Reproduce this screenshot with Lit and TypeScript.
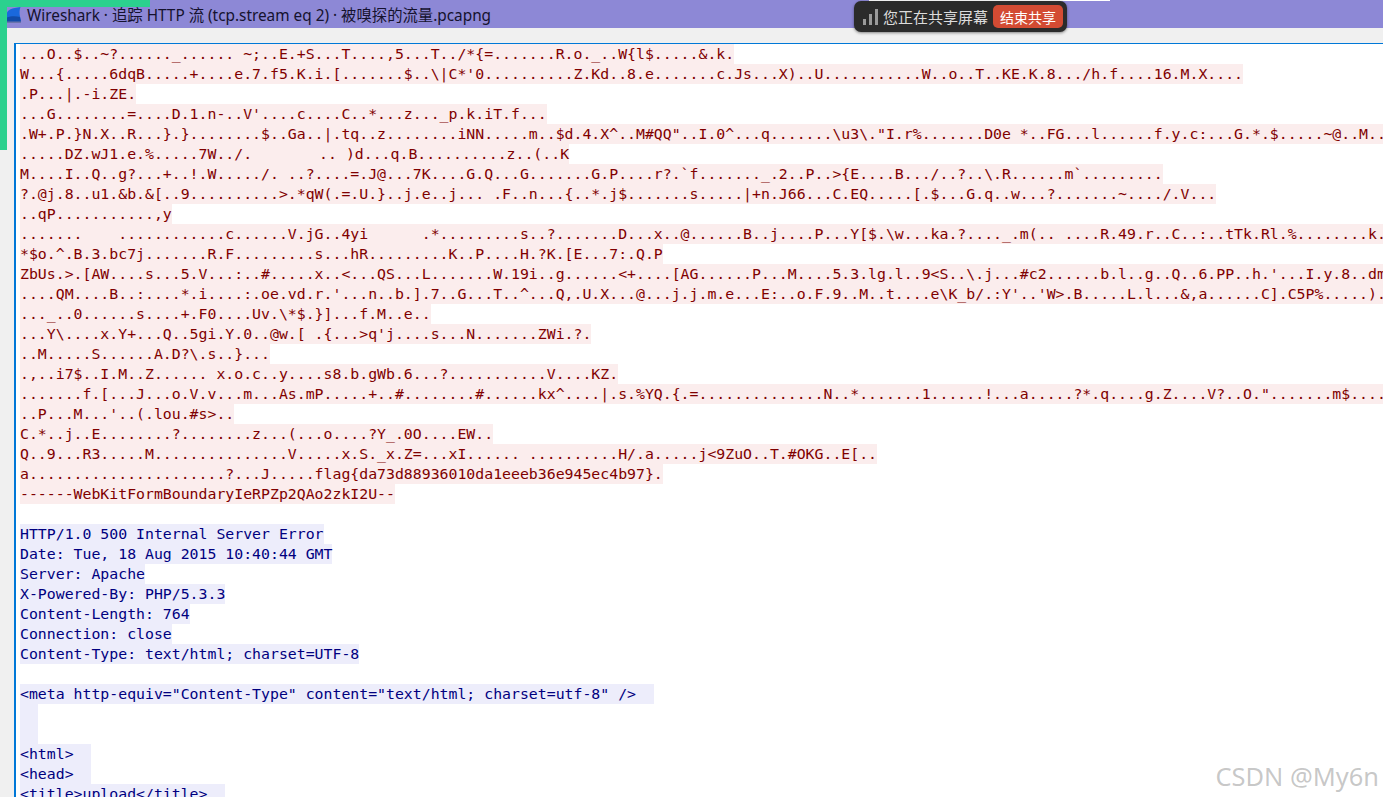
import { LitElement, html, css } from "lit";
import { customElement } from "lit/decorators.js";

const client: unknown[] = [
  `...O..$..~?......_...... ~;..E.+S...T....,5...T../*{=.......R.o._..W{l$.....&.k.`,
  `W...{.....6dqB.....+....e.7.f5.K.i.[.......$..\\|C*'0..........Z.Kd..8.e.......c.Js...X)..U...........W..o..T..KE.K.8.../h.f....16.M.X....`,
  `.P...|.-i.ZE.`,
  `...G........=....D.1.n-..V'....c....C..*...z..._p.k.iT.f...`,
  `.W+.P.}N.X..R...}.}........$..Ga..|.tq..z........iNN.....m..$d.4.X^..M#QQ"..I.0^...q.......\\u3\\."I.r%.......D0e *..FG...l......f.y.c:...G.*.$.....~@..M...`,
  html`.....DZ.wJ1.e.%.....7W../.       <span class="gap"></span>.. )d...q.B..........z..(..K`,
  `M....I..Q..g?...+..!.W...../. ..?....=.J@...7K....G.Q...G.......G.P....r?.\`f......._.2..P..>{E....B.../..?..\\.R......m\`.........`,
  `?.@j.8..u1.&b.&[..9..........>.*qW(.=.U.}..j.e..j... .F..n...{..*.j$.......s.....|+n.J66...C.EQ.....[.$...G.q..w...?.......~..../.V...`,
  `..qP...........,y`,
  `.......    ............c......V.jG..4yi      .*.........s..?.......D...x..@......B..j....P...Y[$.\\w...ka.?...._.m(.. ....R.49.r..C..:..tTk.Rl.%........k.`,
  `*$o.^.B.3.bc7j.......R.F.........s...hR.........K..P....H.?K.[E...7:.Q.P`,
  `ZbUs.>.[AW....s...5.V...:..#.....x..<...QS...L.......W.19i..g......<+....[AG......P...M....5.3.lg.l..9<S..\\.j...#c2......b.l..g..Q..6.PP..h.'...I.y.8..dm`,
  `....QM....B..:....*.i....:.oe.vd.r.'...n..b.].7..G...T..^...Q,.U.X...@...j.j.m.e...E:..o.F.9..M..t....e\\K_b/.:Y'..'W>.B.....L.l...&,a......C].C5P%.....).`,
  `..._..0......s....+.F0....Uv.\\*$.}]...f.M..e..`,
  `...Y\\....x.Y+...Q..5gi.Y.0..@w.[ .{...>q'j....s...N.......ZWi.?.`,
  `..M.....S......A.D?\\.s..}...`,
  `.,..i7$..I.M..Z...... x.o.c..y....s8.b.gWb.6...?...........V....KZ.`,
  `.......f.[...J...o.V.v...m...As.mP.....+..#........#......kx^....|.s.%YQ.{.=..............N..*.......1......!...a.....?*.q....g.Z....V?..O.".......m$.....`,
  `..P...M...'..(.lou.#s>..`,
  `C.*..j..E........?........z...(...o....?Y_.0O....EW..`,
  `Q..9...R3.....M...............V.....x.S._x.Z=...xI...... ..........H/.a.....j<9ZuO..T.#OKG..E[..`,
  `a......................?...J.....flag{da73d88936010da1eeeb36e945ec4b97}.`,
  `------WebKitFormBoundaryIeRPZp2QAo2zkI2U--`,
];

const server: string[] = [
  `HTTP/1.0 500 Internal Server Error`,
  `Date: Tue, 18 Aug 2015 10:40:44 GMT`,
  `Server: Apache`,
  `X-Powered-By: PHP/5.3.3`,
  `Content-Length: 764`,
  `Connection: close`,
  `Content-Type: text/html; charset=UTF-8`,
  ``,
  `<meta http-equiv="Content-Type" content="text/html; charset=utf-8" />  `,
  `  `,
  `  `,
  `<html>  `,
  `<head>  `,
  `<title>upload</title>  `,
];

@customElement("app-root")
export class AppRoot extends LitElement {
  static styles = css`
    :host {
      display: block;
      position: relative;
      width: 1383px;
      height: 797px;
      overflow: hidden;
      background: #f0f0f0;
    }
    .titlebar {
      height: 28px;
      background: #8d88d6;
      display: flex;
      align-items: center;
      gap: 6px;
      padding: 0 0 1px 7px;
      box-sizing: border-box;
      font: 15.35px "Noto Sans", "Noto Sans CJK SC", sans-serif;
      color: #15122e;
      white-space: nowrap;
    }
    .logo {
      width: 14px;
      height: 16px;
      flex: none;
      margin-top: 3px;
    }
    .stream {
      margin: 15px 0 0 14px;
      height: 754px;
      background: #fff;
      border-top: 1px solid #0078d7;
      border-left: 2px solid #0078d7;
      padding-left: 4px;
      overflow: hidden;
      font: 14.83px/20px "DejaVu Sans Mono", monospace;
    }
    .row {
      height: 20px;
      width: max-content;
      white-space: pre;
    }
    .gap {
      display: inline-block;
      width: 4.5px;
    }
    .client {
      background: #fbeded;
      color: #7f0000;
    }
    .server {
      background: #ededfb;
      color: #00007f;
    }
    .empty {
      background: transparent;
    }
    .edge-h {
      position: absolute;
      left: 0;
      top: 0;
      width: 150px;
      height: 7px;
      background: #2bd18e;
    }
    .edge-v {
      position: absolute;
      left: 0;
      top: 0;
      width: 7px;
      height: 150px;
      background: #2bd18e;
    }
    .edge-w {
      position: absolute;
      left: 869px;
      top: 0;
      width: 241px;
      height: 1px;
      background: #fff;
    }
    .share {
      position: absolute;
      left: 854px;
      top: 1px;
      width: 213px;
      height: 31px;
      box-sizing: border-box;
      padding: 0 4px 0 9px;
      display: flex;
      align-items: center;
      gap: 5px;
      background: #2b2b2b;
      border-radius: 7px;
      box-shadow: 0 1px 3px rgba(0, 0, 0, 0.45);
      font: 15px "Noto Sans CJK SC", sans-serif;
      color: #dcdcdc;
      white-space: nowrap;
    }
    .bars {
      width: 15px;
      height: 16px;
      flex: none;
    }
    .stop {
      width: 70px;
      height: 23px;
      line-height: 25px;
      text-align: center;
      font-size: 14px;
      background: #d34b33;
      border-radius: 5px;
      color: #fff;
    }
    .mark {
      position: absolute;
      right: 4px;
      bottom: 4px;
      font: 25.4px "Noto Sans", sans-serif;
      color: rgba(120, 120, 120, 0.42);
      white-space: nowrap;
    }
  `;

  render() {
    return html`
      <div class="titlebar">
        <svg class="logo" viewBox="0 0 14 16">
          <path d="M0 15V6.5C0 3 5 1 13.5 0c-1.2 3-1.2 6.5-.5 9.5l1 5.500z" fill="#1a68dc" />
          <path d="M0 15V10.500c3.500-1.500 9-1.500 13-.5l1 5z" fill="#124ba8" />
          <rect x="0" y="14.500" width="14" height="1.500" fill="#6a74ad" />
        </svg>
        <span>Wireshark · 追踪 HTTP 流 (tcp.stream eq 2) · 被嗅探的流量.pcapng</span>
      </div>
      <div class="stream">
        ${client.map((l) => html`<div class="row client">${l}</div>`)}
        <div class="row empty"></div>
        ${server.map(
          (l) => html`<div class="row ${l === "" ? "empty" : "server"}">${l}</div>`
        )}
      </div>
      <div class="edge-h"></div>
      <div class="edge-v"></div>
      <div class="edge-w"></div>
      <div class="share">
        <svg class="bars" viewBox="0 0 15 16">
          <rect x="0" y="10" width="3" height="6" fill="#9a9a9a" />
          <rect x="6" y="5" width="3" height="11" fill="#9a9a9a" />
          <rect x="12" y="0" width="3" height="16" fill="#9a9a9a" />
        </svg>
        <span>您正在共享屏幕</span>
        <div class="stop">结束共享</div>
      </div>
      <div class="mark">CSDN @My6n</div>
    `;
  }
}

What is needed: Quote the data above in full, leaving out the pictures it holds.

Expected output:
Reproduce this screenshot with Lit and TypeScript.
import { LitElement, html, css } from "lit";
import { customElement } from "lit/decorators.js";

const client: unknown[] = [
  `...O..$..~?......_...... ~;..E.+S...T....,5...T../*{=.......R.o._..W{l$.....&.k.`,
  `W...{.....6dqB.....+....e.7.f5.K.i.[.......$..\\|C*'0..........Z.Kd..8.e.......c.Js...X)..U...........W..o..T..KE.K.8.../h.f....16.M.X....`,
  `.P...|.-i.ZE.`,
  `...G........=....D.1.n-..V'....c....C..*...z..._p.k.iT.f...`,
  `.W+.P.}N.X..R...}.}........$..Ga..|.tq..z........iNN.....m..$d.4.X^..M#QQ"..I.0^...q.......\\u3\\."I.r%.......D0e *..FG...l......f.y.c:...G.*.$.....~@..M...`,
  html`.....DZ.wJ1.e.%.....7W../.       <span class="gap"></span>.. )d...q.B..........z..(..K`,
  `M....I..Q..g?...+..!.W...../. ..?....=.J@...7K....G.Q...G.......G.P....r?.\`f......._.2..P..>{E....B.../..?..\\.R......m\`.........`,
  `?.@j.8..u1.&b.&[..9..........>.*qW(.=.U.}..j.e..j... .F..n...{..*.j$.......s.....|+n.J66...C.EQ.....[.$...G.q..w...?.......~..../.V...`,
  `..qP...........,y`,
  `.......    ............c......V.jG..4yi      .*.........s..?.......D...x..@......B..j....P...Y[$.\\w...ka.?...._.m(.. ....R.49.r..C..:..tTk.Rl.%........k.`,
  `*$o.^.B.3.bc7j.......R.F.........s...hR.........K..P....H.?K.[E...7:.Q.P`,
  `ZbUs.>.[AW....s...5.V...:..#.....x..<...QS...L.......W.19i..g......<+....[AG......P...M....5.3.lg.l..9<S..\\.j...#c2......b.l..g..Q..6.PP..h.'...I.y.8..dm`,
  `....QM....B..:....*.i....:.oe.vd.r.'...n..b.].7..G...T..^...Q,.U.X...@...j.j.m.e...E:..o.F.9..M..t....e\\K_b/.:Y'..'W>.B.....L.l...&,a......C].C5P%.....).`,
  `..._..0......s....+.F0....Uv.\\*$.}]...f.M..e..`,
  `...Y\\....x.Y+...Q..5gi.Y.0..@w.[ .{...>q'j....s...N.......ZWi.?.`,
  `..M.....S......A.D?\\.s..}...`,
  `.,..i7$..I.M..Z...... x.o.c..y....s8.b.gWb.6...?...........V....KZ.`,
  `.......f.[...J...o.V.v...m...As.mP.....+..#........#......kx^....|.s.%YQ.{.=..............N..*.......1......!...a.....?*.q....g.Z....V?..O.".......m$.....`,
  `..P...M...'..(.lou.#s>..`,
  `C.*..j..E........?........z...(...o....?Y_.0O....EW..`,
  `Q..9...R3.....M...............V.....x.S._x.Z=...xI...... ..........H/.a.....j<9ZuO..T.#OKG..E[..`,
  `a......................?...J.....flag{da73d88936010da1eeeb36e945ec4b97}.`,
  `------WebKitFormBoundaryIeRPZp2QAo2zkI2U--`,
];

const server: string[] = [
  `HTTP/1.0 500 Internal Server Error`,
  `Date: Tue, 18 Aug 2015 10:40:44 GMT`,
  `Server: Apache`,
  `X-Powered-By: PHP/5.3.3`,
  `Content-Length: 764`,
  `Connection: close`,
  `Content-Type: text/html; charset=UTF-8`,
  ``,
  `<meta http-equiv="Content-Type" content="text/html; charset=utf-8" />  `,
  `  `,
  `  `,
  `<html>  `,
  `<head>  `,
  `<title>upload</title>  `,
];

@customElement("app-root")
export class AppRoot extends LitElement {
  static styles = css`
    :host {
      display: block;
      position: relative;
      width: 1383px;
      height: 797px;
      overflow: hidden;
      background: #f0f0f0;
    }
    .titlebar {
      height: 28px;
      background: #8d88d6;
      display: flex;
      align-items: center;
      gap: 6px;
      padding: 0 0 1px 7px;
      box-sizing: border-box;
      font: 15.35px "Noto Sans", "Noto Sans CJK SC", sans-serif;
      color: #15122e;
      white-space: nowrap;
    }
    .logo {
      width: 14px;
      height: 16px;
      flex: none;
      margin-top: 3px;
    }
    .stream {
      margin: 15px 0 0 14px;
      height: 754px;
      background: #fff;
      border-top: 1px solid #0078d7;
      border-left: 2px solid #0078d7;
      padding-left: 4px;
      overflow: hidden;
      font: 14.83px/20px "DejaVu Sans Mono", monospace;
    }
    .row {
      height: 20px;
      width: max-content;
      white-space: pre;
    }
    .gap {
      display: inline-block;
      width: 4.5px;
    }
    .client {
      background: #fbeded;
      color: #7f0000;
    }
    .server {
      background: #ededfb;
      color: #00007f;
    }
    .empty {
      background: transparent;
    }
    .edge-h {
      position: absolute;
      left: 0;
      top: 0;
      width: 150px;
      height: 7px;
      background: #2bd18e;
    }
    .edge-v {
      position: absolute;
      left: 0;
      top: 0;
      width: 7px;
      height: 150px;
      background: #2bd18e;
    }
    .edge-w {
      position: absolute;
      left: 869px;
      top: 0;
      width: 241px;
      height: 1px;
      background: #fff;
    }
    .share {
      position: absolute;
      left: 854px;
      top: 1px;
      width: 213px;
      height: 31px;
      box-sizing: border-box;
      padding: 0 4px 0 9px;
      display: flex;
      align-items: center;
      gap: 5px;
      background: #2b2b2b;
      border-radius: 7px;
      box-shadow: 0 1px 3px rgba(0, 0, 0, 0.45);
      font: 15px "Noto Sans CJK SC", sans-serif;
      color: #dcdcdc;
      white-space: nowrap;
    }
    .bars {
      width: 15px;
      height: 16px;
      flex: none;
    }
    .stop {
      width: 70px;
      height: 23px;
      line-height: 25px;
      text-align: center;
      font-size: 14px;
      background: #d34b33;
      border-radius: 5px;
      color: #fff;
    }
    .mark {
      position: absolute;
      right: 4px;
      bottom: 4px;
      font: 25.4px "Noto Sans", sans-serif;
      color: rgba(120, 120, 120, 0.42);
      white-space: nowrap;
    }
  `;

  render() {
    return html`
      <div class="titlebar">
        <svg class="logo" viewBox="0 0 14 16">
          <path d="M0 15V6.5C0 3 5 1 13.5 0c-1.2 3-1.2 6.5-.5 9.5l1 5.500z" fill="#1a68dc" />
          <path d="M0 15V10.500c3.500-1.500 9-1.500 13-.5l1 5z" fill="#124ba8" />
          <rect x="0" y="14.500" width="14" height="1.500" fill="#6a74ad" />
        </svg>
        <span>Wireshark · 追踪 HTTP 流 (tcp.stream eq 2) · 被嗅探的流量.pcapng</span>
      </div>
      <div class="stream">
        ${client.map((l) => html`<div class="row client">${l}</div>`)}
        <div class="row empty"></div>
        ${server.map(
          (l) => html`<div class="row ${l === "" ? "empty" : "server"}">${l}</div>`
        )}
      </div>
      <div class="edge-h"></div>
      <div class="edge-v"></div>
      <div class="edge-w"></div>
      <div class="share">
        <svg class="bars" viewBox="0 0 15 16">
          <rect x="0" y="10" width="3" height="6" fill="#9a9a9a" />
          <rect x="6" y="5" width="3" height="11" fill="#9a9a9a" />
          <rect x="12" y="0" width="3" height="16" fill="#9a9a9a" />
        </svg>
        <span>您正在共享屏幕</span>
        <div class="stop">结束共享</div>
      </div>
      <div class="mark">CSDN @My6n</div>
    `;
  }
}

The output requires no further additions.